Problem to solve: List each line of the data in which the string "full" appears.
-------
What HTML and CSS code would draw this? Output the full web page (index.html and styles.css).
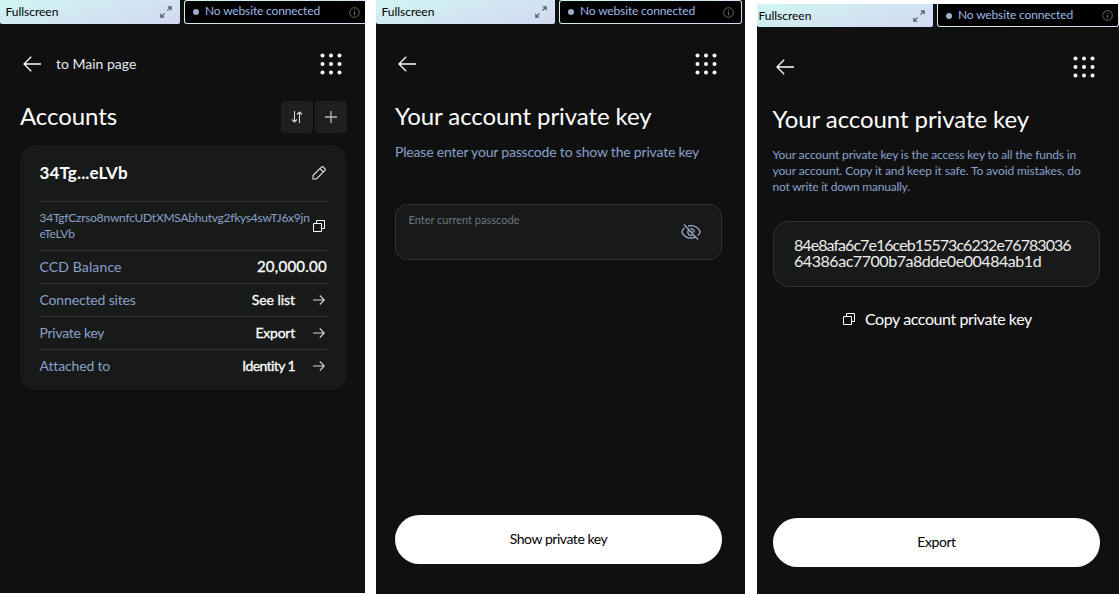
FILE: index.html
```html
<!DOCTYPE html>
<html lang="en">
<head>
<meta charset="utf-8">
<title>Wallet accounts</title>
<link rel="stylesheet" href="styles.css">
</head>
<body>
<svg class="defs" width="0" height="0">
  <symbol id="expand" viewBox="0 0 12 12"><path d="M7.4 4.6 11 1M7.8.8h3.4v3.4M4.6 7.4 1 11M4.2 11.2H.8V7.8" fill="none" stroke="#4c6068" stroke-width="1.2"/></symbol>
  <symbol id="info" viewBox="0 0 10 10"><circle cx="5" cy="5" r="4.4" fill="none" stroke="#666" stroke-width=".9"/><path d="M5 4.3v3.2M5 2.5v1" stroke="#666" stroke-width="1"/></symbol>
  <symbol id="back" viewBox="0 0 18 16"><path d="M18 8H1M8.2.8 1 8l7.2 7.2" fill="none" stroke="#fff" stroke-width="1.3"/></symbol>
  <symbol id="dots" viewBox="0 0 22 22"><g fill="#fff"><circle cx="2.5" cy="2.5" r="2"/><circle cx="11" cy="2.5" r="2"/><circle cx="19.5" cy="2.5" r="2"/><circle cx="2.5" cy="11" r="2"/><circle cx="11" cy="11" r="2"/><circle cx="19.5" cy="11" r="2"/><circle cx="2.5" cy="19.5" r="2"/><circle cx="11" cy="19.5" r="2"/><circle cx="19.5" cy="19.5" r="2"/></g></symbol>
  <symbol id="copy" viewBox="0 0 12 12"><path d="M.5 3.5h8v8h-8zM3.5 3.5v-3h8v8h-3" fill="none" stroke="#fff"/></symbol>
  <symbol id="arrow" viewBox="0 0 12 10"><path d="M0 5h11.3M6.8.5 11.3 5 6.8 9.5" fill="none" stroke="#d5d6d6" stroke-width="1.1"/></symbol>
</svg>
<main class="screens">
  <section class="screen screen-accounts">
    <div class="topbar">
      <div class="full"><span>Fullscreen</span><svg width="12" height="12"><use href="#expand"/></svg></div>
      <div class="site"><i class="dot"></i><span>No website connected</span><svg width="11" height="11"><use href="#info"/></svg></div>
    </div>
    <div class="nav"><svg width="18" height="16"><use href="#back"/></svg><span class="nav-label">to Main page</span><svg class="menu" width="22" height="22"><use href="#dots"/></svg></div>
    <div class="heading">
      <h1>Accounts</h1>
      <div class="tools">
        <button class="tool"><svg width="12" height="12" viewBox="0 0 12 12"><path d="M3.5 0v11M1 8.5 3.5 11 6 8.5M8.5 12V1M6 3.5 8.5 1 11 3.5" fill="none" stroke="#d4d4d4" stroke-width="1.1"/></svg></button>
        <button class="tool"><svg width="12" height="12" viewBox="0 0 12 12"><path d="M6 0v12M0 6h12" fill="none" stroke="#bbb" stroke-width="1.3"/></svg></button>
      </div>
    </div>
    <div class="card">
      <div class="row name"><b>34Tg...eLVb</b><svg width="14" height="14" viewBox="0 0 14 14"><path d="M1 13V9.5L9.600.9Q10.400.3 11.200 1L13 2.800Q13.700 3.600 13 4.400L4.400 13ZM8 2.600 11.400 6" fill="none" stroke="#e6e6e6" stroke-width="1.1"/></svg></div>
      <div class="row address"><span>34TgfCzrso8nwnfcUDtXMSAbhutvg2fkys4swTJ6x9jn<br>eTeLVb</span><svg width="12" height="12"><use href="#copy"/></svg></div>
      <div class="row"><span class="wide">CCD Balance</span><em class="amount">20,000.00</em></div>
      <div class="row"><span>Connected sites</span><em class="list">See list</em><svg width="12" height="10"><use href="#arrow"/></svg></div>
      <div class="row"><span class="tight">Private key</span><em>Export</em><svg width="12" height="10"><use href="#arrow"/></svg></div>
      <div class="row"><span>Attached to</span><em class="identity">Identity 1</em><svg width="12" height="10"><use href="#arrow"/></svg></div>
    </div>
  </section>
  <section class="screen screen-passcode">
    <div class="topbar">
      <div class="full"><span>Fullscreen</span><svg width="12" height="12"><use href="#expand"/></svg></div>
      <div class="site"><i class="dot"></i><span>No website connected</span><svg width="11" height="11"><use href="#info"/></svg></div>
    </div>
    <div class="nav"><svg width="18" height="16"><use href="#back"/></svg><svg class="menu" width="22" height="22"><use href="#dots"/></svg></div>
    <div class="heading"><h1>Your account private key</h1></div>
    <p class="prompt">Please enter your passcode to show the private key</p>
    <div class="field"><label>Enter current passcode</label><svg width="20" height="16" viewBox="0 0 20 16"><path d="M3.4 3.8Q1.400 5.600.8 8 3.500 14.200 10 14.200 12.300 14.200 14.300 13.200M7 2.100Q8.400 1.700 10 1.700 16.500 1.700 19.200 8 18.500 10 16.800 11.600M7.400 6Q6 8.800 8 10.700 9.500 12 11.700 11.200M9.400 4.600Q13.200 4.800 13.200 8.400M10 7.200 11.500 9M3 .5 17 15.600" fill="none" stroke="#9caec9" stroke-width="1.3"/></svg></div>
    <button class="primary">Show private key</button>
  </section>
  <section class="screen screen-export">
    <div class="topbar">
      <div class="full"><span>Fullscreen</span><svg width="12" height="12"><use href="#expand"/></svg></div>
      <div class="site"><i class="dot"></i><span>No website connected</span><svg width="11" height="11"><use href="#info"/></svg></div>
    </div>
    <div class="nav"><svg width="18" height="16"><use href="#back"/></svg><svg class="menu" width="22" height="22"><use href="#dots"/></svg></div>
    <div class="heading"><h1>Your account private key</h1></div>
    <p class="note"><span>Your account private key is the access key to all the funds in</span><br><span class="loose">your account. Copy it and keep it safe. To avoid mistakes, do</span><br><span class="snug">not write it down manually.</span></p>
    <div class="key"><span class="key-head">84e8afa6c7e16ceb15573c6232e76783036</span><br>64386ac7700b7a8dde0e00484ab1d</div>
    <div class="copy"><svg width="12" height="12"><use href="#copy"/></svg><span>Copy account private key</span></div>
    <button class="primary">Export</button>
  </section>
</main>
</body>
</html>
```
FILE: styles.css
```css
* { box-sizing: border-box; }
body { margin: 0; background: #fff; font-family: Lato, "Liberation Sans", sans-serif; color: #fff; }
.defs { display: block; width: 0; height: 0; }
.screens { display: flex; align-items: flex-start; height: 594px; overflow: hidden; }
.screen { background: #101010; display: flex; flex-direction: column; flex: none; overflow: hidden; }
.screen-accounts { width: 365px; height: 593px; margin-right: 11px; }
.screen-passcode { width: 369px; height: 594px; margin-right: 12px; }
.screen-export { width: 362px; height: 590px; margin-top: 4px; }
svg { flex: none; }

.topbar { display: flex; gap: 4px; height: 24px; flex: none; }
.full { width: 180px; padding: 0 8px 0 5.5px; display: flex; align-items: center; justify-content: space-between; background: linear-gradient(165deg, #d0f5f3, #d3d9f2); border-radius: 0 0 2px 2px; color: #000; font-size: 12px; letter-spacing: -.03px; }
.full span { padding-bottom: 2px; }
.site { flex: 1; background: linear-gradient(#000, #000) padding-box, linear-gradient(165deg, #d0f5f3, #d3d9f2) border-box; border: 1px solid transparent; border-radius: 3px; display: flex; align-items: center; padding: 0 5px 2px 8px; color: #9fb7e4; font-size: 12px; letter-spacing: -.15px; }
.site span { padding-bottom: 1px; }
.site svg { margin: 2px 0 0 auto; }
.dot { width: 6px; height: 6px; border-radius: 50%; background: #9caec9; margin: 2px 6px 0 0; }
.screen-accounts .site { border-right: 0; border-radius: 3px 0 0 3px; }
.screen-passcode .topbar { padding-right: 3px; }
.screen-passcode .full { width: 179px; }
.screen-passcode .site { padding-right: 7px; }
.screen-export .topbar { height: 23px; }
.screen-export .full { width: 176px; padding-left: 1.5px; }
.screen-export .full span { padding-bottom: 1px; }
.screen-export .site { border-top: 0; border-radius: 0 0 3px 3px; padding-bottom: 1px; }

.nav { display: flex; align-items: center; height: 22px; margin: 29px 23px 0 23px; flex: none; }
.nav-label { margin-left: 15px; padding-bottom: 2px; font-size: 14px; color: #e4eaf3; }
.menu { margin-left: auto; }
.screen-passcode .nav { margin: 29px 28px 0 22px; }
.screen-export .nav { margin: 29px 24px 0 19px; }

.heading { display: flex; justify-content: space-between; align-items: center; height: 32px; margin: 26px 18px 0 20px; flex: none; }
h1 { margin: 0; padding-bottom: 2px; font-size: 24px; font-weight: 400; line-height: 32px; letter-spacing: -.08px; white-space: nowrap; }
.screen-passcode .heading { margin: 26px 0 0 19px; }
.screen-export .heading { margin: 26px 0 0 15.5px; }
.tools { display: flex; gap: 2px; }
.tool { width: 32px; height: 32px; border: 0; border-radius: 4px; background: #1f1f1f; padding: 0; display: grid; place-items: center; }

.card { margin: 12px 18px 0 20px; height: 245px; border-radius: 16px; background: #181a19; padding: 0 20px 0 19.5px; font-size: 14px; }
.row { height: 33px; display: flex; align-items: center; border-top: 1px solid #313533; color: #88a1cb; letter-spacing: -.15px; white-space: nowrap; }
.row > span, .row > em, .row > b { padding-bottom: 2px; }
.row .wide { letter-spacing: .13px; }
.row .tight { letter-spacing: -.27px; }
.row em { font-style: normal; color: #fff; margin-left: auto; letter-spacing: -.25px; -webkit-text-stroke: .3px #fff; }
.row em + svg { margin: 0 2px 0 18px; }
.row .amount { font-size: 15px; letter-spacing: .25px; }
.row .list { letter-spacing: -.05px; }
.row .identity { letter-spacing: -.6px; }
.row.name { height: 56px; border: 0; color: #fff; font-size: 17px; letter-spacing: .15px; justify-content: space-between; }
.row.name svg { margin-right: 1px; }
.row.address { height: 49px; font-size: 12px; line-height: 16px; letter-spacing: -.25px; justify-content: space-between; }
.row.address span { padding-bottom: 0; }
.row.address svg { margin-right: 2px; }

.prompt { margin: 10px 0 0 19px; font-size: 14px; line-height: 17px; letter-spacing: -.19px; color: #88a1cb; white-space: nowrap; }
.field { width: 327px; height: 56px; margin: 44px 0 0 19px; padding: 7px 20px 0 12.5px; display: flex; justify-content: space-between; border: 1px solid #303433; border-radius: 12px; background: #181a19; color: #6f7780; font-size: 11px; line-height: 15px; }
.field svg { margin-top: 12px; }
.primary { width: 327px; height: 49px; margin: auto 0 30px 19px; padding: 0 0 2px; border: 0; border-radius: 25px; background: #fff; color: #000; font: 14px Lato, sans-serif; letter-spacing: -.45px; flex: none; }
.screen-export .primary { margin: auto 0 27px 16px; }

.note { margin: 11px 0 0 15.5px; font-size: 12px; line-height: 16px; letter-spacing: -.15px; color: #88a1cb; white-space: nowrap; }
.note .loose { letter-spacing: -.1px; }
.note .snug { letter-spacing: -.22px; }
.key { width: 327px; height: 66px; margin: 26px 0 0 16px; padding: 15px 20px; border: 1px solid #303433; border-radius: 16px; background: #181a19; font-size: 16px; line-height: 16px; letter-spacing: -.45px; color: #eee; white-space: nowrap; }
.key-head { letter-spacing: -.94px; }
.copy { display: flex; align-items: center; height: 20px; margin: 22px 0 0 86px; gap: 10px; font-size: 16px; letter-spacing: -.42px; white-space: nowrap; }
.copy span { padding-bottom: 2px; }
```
-------
Solution for this exercise:
What HTML and CSS code would draw this? Output the full web page (index.html and styles.css).
      <div class="full"><span>Fullscreen</span><svg width="12" height="12"><use href="#expand"/></svg></div>
      <div class="full"><span>Fullscreen</span><svg width="12" height="12"><use href="#expand"/></svg></div>
      <div class="full"><span>Fullscreen</span><svg width="12" height="12"><use href="#expand"/></svg></div>
.full { width: 180px; padding: 0 8px 0 5.5px; display: flex; align-items: center; justify-content: space-between; background: linear-gradient(165deg, #d0f5f3, #d3d9f2); border-radius: 0 0 2px 2px; color: #000; font-size: 12px; letter-spacing: -.03px; }
.full span { padding-bottom: 2px; }
.screen-passcode .full { width: 179px; }
.screen-export .full { width: 176px; padding-left: 1.5px; }
.screen-export .full span { padding-bottom: 1px; }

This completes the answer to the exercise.